Eomysticetids are united by the following combination of primitive and derived characters relative to more advanced chaeomysticetes (Balaenomorpha): zygomatic process without a supramastoid crest; reduction of the superior process of the periotic into a low ridge with anterior and posterior apices in medial or lateral view; blowholes situated ahead of the eyes; an elongated intertemporal region with long parietal and frontal exposures on the cranial vertex; elongated nasals; large coronoid processes of the mandibles; flat rostrum; laterally bowed mandibles; absence of functional teeth; and large mandibular foramina.

==Taxonomy==
There are eight genera of Eomysticetidae: Echericetus, Eomysticetus, Matapanui, Micromysticetus, Tohoraata, Tokarahia, Waharoa and Yamatocetus. Two other genera are disputed members, namely Sitsqwayk and Maiabalaena.
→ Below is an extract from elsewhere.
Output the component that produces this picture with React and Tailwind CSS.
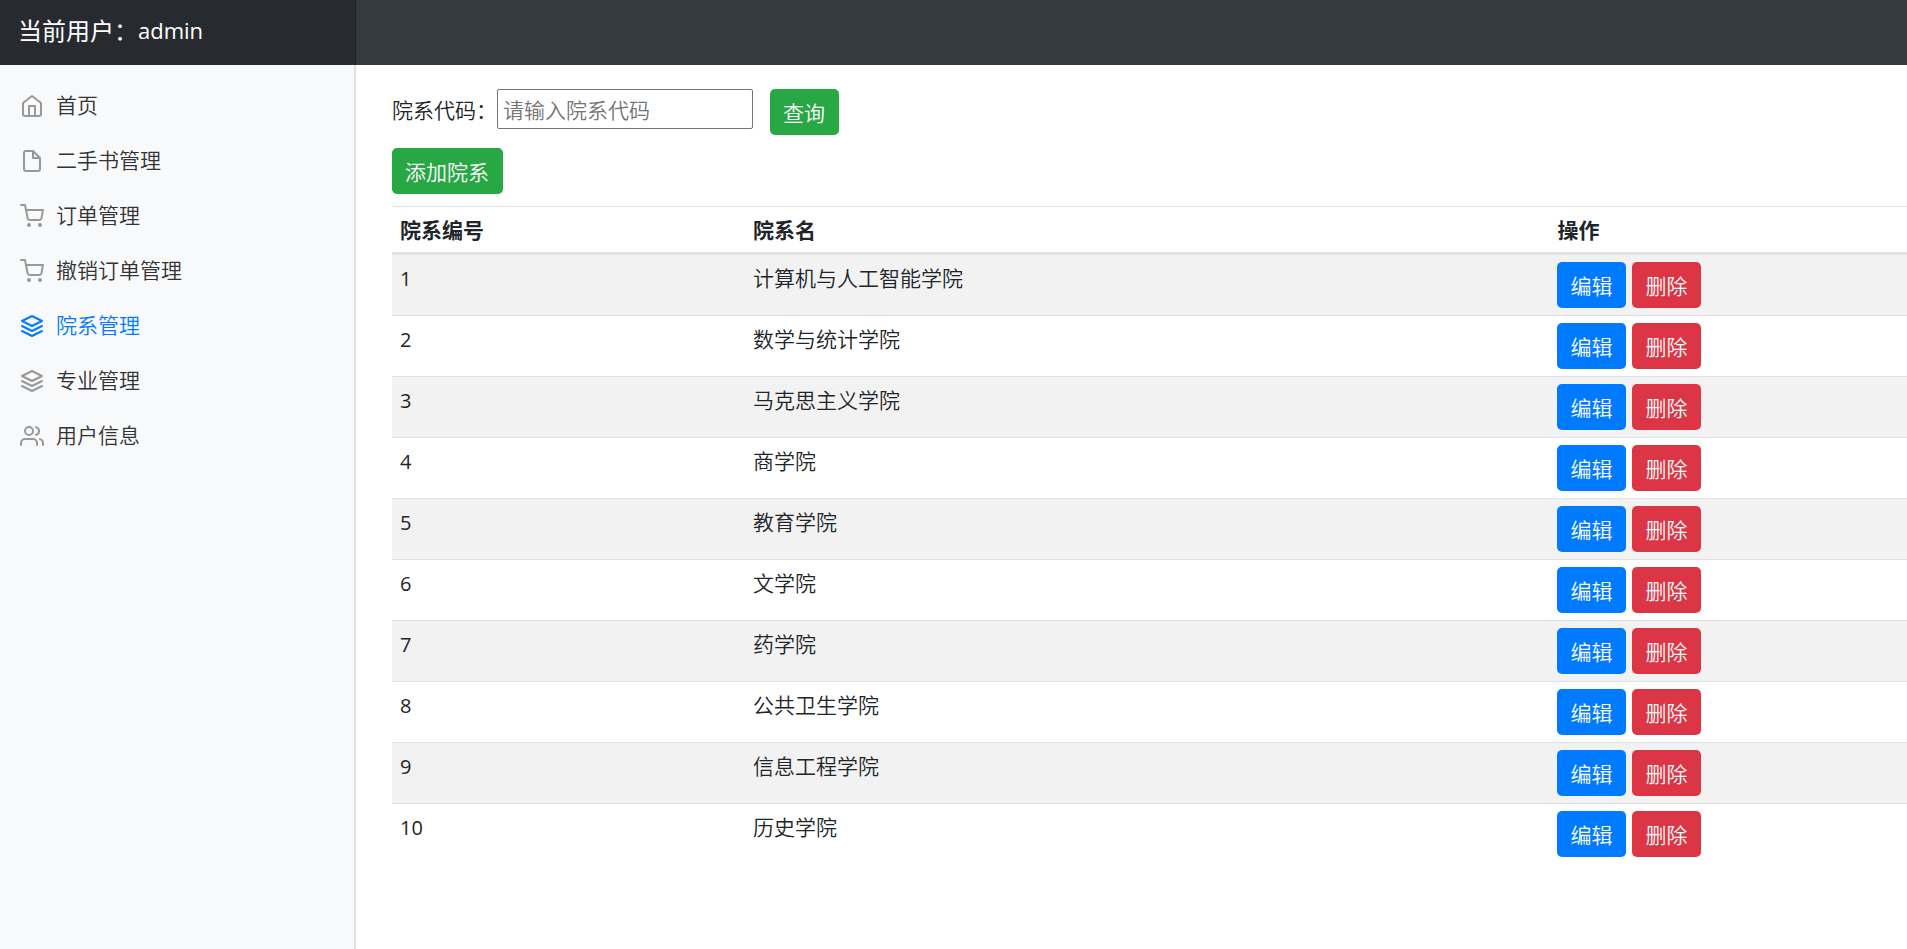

Until the early 21st century, some of the known representatives of the family were thought to belong to then-wastebasket family Cetotheriidae, including Tokarahia lophocephalus and Tohoraata waitakiensis. However, in the original description of Eomysticetus, the similarities of "Mauicetus" lophocephalus to Eomysticetus, although Sanders and Barnes (2002) stopped short of assigning "M." lophocephalus to Eomysticetidae. Subsequent studies confirmed the placement of "M." lophocephalus and "M." waitakiensis in Eomysticetidae.

==Paleobiology==

As members of Chaeomysticeti, eomysticetids used their baleen plates to filter krill and other planktonic organisms. Although superficially similar to thalassotherian chaeomysticetes, their large mandibular canal indicates that they were incapable of lunge-feeding as in modern-day balaenopterids. A fatty pad on the mandibular canal suggests that eomysticetids could hear underwater.